→ **Instruction**: Restate the data below word for word. Skip any images it contains.

→ **Recorded data**:

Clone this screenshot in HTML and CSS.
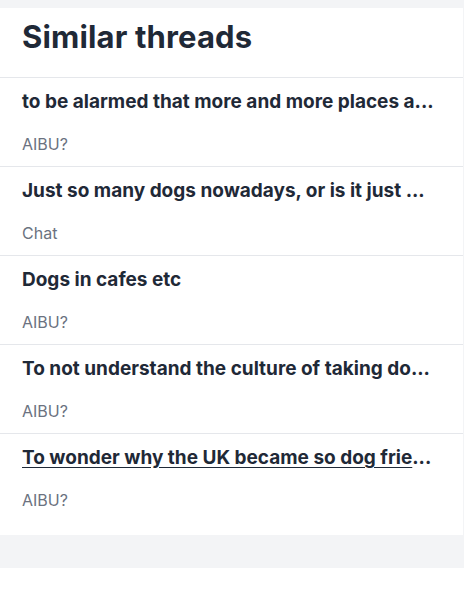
FILE: index.html
```html
<!DOCTYPE html>
<html lang="en">
<head>
  <meta charset="UTF-8">
  <meta name="viewport" content="width=device-width, initial-scale=1.0">
  <title>Similar threads</title>
  <link rel="stylesheet" href="styles.css">
</head>
<body>

  <div class="page">
    <div class="card">
      <h2 class="card-title">Similar threads</h2>
      <ul class="thread-list">
        <li class="thread">
          <a class="thread-title" href="#"><span>to be alarmed that more and more places a</span>...</a>
          <div class="thread-topic">AIBU?</div>
        </li>
        <li class="thread">
          <a class="thread-title" href="#"><span>Just so many dogs nowadays, or is it just </span>...</a>
          <div class="thread-topic">Chat</div>
        </li>
        <li class="thread">
          <a class="thread-title" href="#"><span>Dogs in cafes etc</span></a>
          <div class="thread-topic">AIBU?</div>
        </li>
        <li class="thread">
          <a class="thread-title" href="#"><span>To not understand the culture of taking do</span>...</a>
          <div class="thread-topic">AIBU?</div>
        </li>
        <li class="thread">
          <a class="thread-title hover" href="#"><span>To wonder why the UK became so dog frie</span>...</a>
          <div class="thread-topic">AIBU?</div>
        </li>
      </ul>
    </div>
  </div>

</body>
</html>
```

FILE: styles.css
```css
body {
  margin: 0;
  font-family: Inter, "Noto Sans", sans-serif;
  background-color: #fff;
  color: #1f2937; }

.page {
  background-color: #f3f4f6;
  padding: 8px 0 33px 0; }

.card {
  width: 463px;
  background-color: #fff;
  padding-bottom: 13px; }

.card-title {
  margin: 0;
  padding: 11px 22px 22px 22px;
  font-size: 31px;
  line-height: 36px;
  font-weight: 700;
  letter-spacing: 0.15px;
  border-bottom: 1px solid #e5e7eb; }

.thread-list {
  list-style: none;
  margin: 0;
  padding: 0; }

.thread {
  padding: 12px 22px 12px 22px;
  border-bottom: 1px solid #e5e7eb; }

.thread:last-child { border-bottom: none; }

.thread-title {
  display: block;
  font-size: 19px;
  line-height: 24px;
  font-weight: 700;
  color: #1f2937;
  text-decoration: none;
  white-space: nowrap; }

.thread-title.hover span {
  text-decoration: underline;
  text-underline-offset: 3px; }

.thread-topic {
  margin-top: 20px;
  font-size: 16px;
  line-height: 20px;
  color: #6b7280; }
```
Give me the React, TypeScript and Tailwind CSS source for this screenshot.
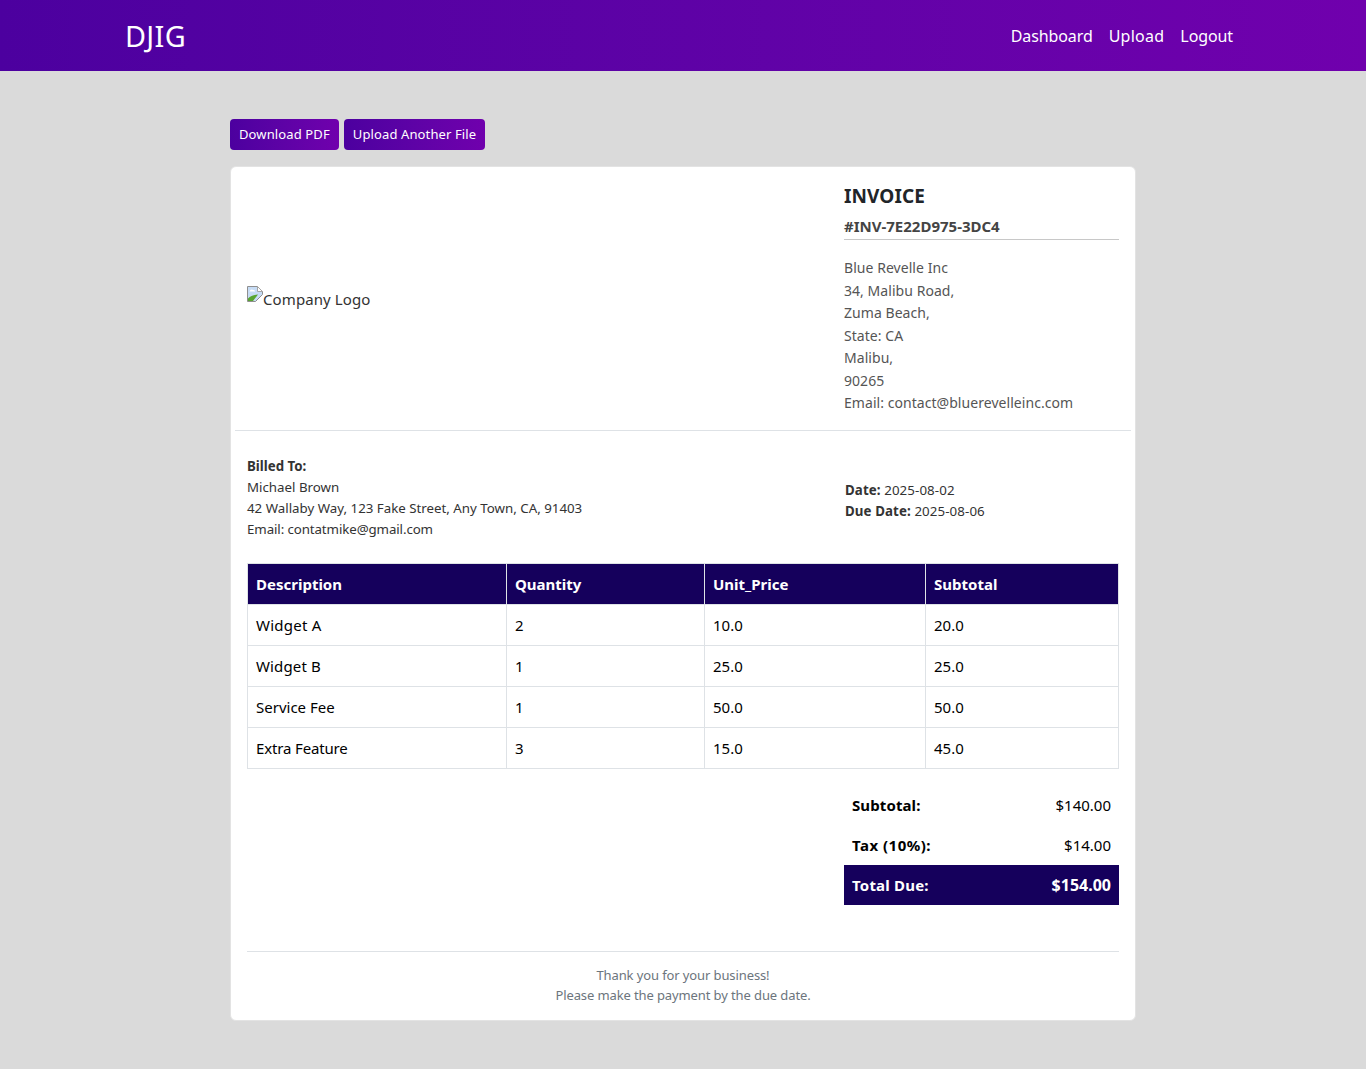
const F = "font-['Noto_Sans','Open_Sans',sans-serif]";

function BrokenImage() {
  return (
    <svg width="16" height="16" viewBox="0 0 16 16" className="mb-[10px] shrink-0">
      <path d="M.5.5h10l5 5v3l-7 7H.5z" fill="#c7dcf5" stroke="#8f8f8f" />
      <path d="M10.5.5v5h5z" fill="#fff" stroke="#a5a5a5" />
      <path d="M2.5 5.5c.6-2 2.500-2.600 3.600-1.400.8-.3 1.900.3 2 1.400z" fill="#fff" />
      <path d="M1 15v-2.500c2.500-2.500 6-3.500 10-4l-5 6.500z" fill="#58a52f" />
    </svg>
  );
}

const rows = [
  ["Widget A", "2", "10.0", "20.0"],
  ["Widget B", "1", "25.0", "25.0"],
  ["Service Fee", "1", "50.0", "50.0"],
  ["Extra Feature", "3", "15.0", "45.0"],
];
const firstCell = ["tracking-[0.25px]", "tracking-[0.15px]", "tracking-normal", "tracking-[-0.15px]"];
const grid = "grid grid-cols-[259px_198px_221px_1fr]";

export default function App() {
  return (
    <div className={`min-h-[1069px] bg-[#dadada] text-[#212529] ${F}`}>
      <header className="h-[71px] bg-gradient-to-r from-[#4c009f] to-[#7000ad] text-white">
        <div className="mx-auto flex h-full w-[1140px] items-center justify-between pl-3 pr-5">
          <span className="text-[28.8px] font-normal tracking-[0.35px]">DJIG</span>
          <nav className="flex gap-4 text-[16px] tracking-[-0.1px]">
            <span>Dashboard</span>
            <span className="tracking-[0.25px]">Upload</span>
            <span>Logout</span>
          </nav>
        </div>
      </header>

      <main className="mx-auto w-[906px] pt-12">
        <div className="flex h-[31px] gap-[5px] text-[13px] text-white">
          <button className="rounded-[4px] bg-gradient-to-r from-[#4c009f] to-[#7000ad] px-[9px] pt-px tracking-[0.12px]">Download PDF</button>
          <button className="rounded-[4px] bg-gradient-to-r from-[#4c009f] to-[#7000ad] px-[9px] pt-px tracking-[0.12px]">Upload Another File</button>
        </div>

        <section className="mt-4 h-[855px] rounded-[6px] border border-[#e3e3e3] bg-white px-1 pt-4">
          <div className="flex h-[248px] border-b border-[#dee2e6]">
            <div className="flex w-[609px] items-center pb-[15px] pl-3 text-[15px] tracking-[0.1px] text-[#333]">
              <BrokenImage />
              <span>Company Logo</span>
            </div>
            <div className="w-[275px]">
              <h2 className="text-[19px] leading-[26px] font-bold tracking-[0.1px] text-[#212529]">INVOICE</h2>
              <div className="mt-[6px] h-[25px] border-b border-[#c8c8c8] text-[15px] leading-[22px] font-bold text-[#444]">#INV-7E22D975-3DC4</div>
              <div className="mt-[17px] text-[14px] leading-[22.5px] tracking-[0.05px] text-[#555]">
                <div>Blue Revelle Inc</div>
                <div>34, Malibu Road,</div>
                <div>Zuma Beach,</div>
                <div>State: CA</div>
                <div>Malibu,</div>
                <div>90265</div>
                <div>Email: contact@bluerevelleinc.com</div>
              </div>
            </div>
          </div>

          <div className="flex h-[132px] items-center px-3 pt-[2px] text-[13.3px] leading-[21px] text-[#333]">
            <div className="w-[597px]">
              <div className="font-bold">Billed To:</div>
              <div>Michael Brown</div>
              <div>42 Wallaby Way, 123 Fake Street, Any Town, CA, 91403</div>
              <div className="tracking-[-0.1px]">Email: contatmike@gmail.com</div>
            </div>
            <div className="mt-[6px] pl-px tracking-[0.1px]">
              <div><b>Date:</b> 2025-08-02</div>
              <div><b>Due Date:</b> 2025-08-06</div>
            </div>
          </div>

          <div className="mx-3 border-l border-t border-[#dee2e6] text-[15px] text-black">
            <div className={`${grid} bg-[#15005c] font-bold text-white`}>
              {["Description", "Quantity", "Unit_Price", "Subtotal"].map((h) => (
                <div key={h} className="flex h-[41px] items-center border-r border-b border-[#dee2e6] px-2">{h}</div>
              ))}
            </div>
            {rows.map((r, ri) => (
              <div key={r[0]} className={grid}>
                {r.map((c, i) => (
                  <div key={i} className={`flex h-[41px] items-center border-r border-b border-[#dee2e6] px-2 ${i === 0 ? firstCell[ri] : ""}`}>{c}</div>
                ))}
              </div>
            ))}
          </div>

          <div className="mt-4 ml-auto mr-3 w-[275px] text-[15px] text-black">
            <div className="flex h-10 items-center justify-between px-2"><b className="tracking-[0.1px]">Subtotal:</b><span>$140.00</span></div>
            <div className="flex h-10 items-center justify-between px-2"><b className="tracking-[0.5px]">Tax (10%):</b><span>$14.00</span></div>
            <div className="flex h-10 items-center justify-between bg-[#15005c] px-2 font-bold text-white"><span className="tracking-[0.2px]">Total Due:</span><span className="text-[16px]">$154.00</span></div>
          </div>

          <footer className="mx-3 mt-[46px] border-t border-[#dee2e6] pt-[13px] text-center text-[13px] leading-[20px] tracking-[-0.11px] text-[#6c757d]">
            <div>Thank you for your business!</div>
            <div>Please make the payment by the due date.</div>
          </footer>
        </section>
      </main>
    </div>
  );
}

→ **Response below**:
Clone this screenshot in HTML and CSS.
FILE: index.html
```html
<!DOCTYPE html>
<html lang="en">
<head>
  <meta charset="UTF-8">
  <meta name="viewport" content="width=device-width, initial-scale=1.0">
  <title>Similar threads</title>
  <link rel="stylesheet" href="styles.css">
</head>
<body>

  <div class="page">
    <div class="card">
      <h2 class="card-title">Similar threads</h2>
      <ul class="thread-list">
        <li class="thread">
          <a class="thread-title" href="#"><span>to be alarmed that more and more places a</span>...</a>
          <div class="thread-topic">AIBU?</div>
        </li>
        <li class="thread">
          <a class="thread-title" href="#"><span>Just so many dogs nowadays, or is it just </span>...</a>
          <div class="thread-topic">Chat</div>
        </li>
        <li class="thread">
          <a class="thread-title" href="#"><span>Dogs in cafes etc</span></a>
          <div class="thread-topic">AIBU?</div>
        </li>
        <li class="thread">
          <a class="thread-title" href="#"><span>To not understand the culture of taking do</span>...</a>
          <div class="thread-topic">AIBU?</div>
        </li>
        <li class="thread">
          <a class="thread-title hover" href="#"><span>To wonder why the UK became so dog frie</span>...</a>
          <div class="thread-topic">AIBU?</div>
        </li>
      </ul>
    </div>
  </div>

</body>
</html>
```

FILE: styles.css
```css
body {
  margin: 0;
  font-family: Inter, "Noto Sans", sans-serif;
  background-color: #fff;
  color: #1f2937; }

.page {
  background-color: #f3f4f6;
  padding: 8px 0 33px 0; }

.card {
  width: 463px;
  background-color: #fff;
  padding-bottom: 13px; }

.card-title {
  margin: 0;
  padding: 11px 22px 22px 22px;
  font-size: 31px;
  line-height: 36px;
  font-weight: 700;
  letter-spacing: 0.15px;
  border-bottom: 1px solid #e5e7eb; }

.thread-list {
  list-style: none;
  margin: 0;
  padding: 0; }

.thread {
  padding: 12px 22px 12px 22px;
  border-bottom: 1px solid #e5e7eb; }

.thread:last-child { border-bottom: none; }

.thread-title {
  display: block;
  font-size: 19px;
  line-height: 24px;
  font-weight: 700;
  color: #1f2937;
  text-decoration: none;
  white-space: nowrap; }

.thread-title.hover span {
  text-decoration: underline;
  text-underline-offset: 3px; }

.thread-topic {
  margin-top: 20px;
  font-size: 16px;
  line-height: 20px;
  color: #6b7280; }
```
Give me the React, TypeScript and Tailwind CSS source for this screenshot.
const F = "font-['Noto_Sans','Open_Sans',sans-serif]";

function BrokenImage() {
  return (
    <svg width="16" height="16" viewBox="0 0 16 16" className="mb-[10px] shrink-0">
      <path d="M.5.5h10l5 5v3l-7 7H.5z" fill="#c7dcf5" stroke="#8f8f8f" />
      <path d="M10.5.5v5h5z" fill="#fff" stroke="#a5a5a5" />
      <path d="M2.5 5.5c.6-2 2.500-2.600 3.600-1.400.8-.3 1.900.3 2 1.400z" fill="#fff" />
      <path d="M1 15v-2.500c2.500-2.500 6-3.500 10-4l-5 6.500z" fill="#58a52f" />
    </svg>
  );
}

const rows = [
  ["Widget A", "2", "10.0", "20.0"],
  ["Widget B", "1", "25.0", "25.0"],
  ["Service Fee", "1", "50.0", "50.0"],
  ["Extra Feature", "3", "15.0", "45.0"],
];
const firstCell = ["tracking-[0.25px]", "tracking-[0.15px]", "tracking-normal", "tracking-[-0.15px]"];
const grid = "grid grid-cols-[259px_198px_221px_1fr]";

export default function App() {
  return (
    <div className={`min-h-[1069px] bg-[#dadada] text-[#212529] ${F}`}>
      <header className="h-[71px] bg-gradient-to-r from-[#4c009f] to-[#7000ad] text-white">
        <div className="mx-auto flex h-full w-[1140px] items-center justify-between pl-3 pr-5">
          <span className="text-[28.8px] font-normal tracking-[0.35px]">DJIG</span>
          <nav className="flex gap-4 text-[16px] tracking-[-0.1px]">
            <span>Dashboard</span>
            <span className="tracking-[0.25px]">Upload</span>
            <span>Logout</span>
          </nav>
        </div>
      </header>

      <main className="mx-auto w-[906px] pt-12">
        <div className="flex h-[31px] gap-[5px] text-[13px] text-white">
          <button className="rounded-[4px] bg-gradient-to-r from-[#4c009f] to-[#7000ad] px-[9px] pt-px tracking-[0.12px]">Download PDF</button>
          <button className="rounded-[4px] bg-gradient-to-r from-[#4c009f] to-[#7000ad] px-[9px] pt-px tracking-[0.12px]">Upload Another File</button>
        </div>

        <section className="mt-4 h-[855px] rounded-[6px] border border-[#e3e3e3] bg-white px-1 pt-4">
          <div className="flex h-[248px] border-b border-[#dee2e6]">
            <div className="flex w-[609px] items-center pb-[15px] pl-3 text-[15px] tracking-[0.1px] text-[#333]">
              <BrokenImage />
              <span>Company Logo</span>
            </div>
            <div className="w-[275px]">
              <h2 className="text-[19px] leading-[26px] font-bold tracking-[0.1px] text-[#212529]">INVOICE</h2>
              <div className="mt-[6px] h-[25px] border-b border-[#c8c8c8] text-[15px] leading-[22px] font-bold text-[#444]">#INV-7E22D975-3DC4</div>
              <div className="mt-[17px] text-[14px] leading-[22.5px] tracking-[0.05px] text-[#555]">
                <div>Blue Revelle Inc</div>
                <div>34, Malibu Road,</div>
                <div>Zuma Beach,</div>
                <div>State: CA</div>
                <div>Malibu,</div>
                <div>90265</div>
                <div>Email: contact@bluerevelleinc.com</div>
              </div>
            </div>
          </div>

          <div className="flex h-[132px] items-center px-3 pt-[2px] text-[13.3px] leading-[21px] text-[#333]">
            <div className="w-[597px]">
              <div className="font-bold">Billed To:</div>
              <div>Michael Brown</div>
              <div>42 Wallaby Way, 123 Fake Street, Any Town, CA, 91403</div>
              <div className="tracking-[-0.1px]">Email: contatmike@gmail.com</div>
            </div>
            <div className="mt-[6px] pl-px tracking-[0.1px]">
              <div><b>Date:</b> 2025-08-02</div>
              <div><b>Due Date:</b> 2025-08-06</div>
            </div>
          </div>

          <div className="mx-3 border-l border-t border-[#dee2e6] text-[15px] text-black">
            <div className={`${grid} bg-[#15005c] font-bold text-white`}>
              {["Description", "Quantity", "Unit_Price", "Subtotal"].map((h) => (
                <div key={h} className="flex h-[41px] items-center border-r border-b border-[#dee2e6] px-2">{h}</div>
              ))}
            </div>
            {rows.map((r, ri) => (
              <div key={r[0]} className={grid}>
                {r.map((c, i) => (
                  <div key={i} className={`flex h-[41px] items-center border-r border-b border-[#dee2e6] px-2 ${i === 0 ? firstCell[ri] : ""}`}>{c}</div>
                ))}
              </div>
            ))}
          </div>

          <div className="mt-4 ml-auto mr-3 w-[275px] text-[15px] text-black">
            <div className="flex h-10 items-center justify-between px-2"><b className="tracking-[0.1px]">Subtotal:</b><span>$140.00</span></div>
            <div className="flex h-10 items-center justify-between px-2"><b className="tracking-[0.5px]">Tax (10%):</b><span>$14.00</span></div>
            <div className="flex h-10 items-center justify-between bg-[#15005c] px-2 font-bold text-white"><span className="tracking-[0.2px]">Total Due:</span><span className="text-[16px]">$154.00</span></div>
          </div>

          <footer className="mx-3 mt-[46px] border-t border-[#dee2e6] pt-[13px] text-center text-[13px] leading-[20px] tracking-[-0.11px] text-[#6c757d]">
            <div>Thank you for your business!</div>
            <div>Please make the payment by the due date.</div>
          </footer>
        </section>
      </main>
    </div>
  );
}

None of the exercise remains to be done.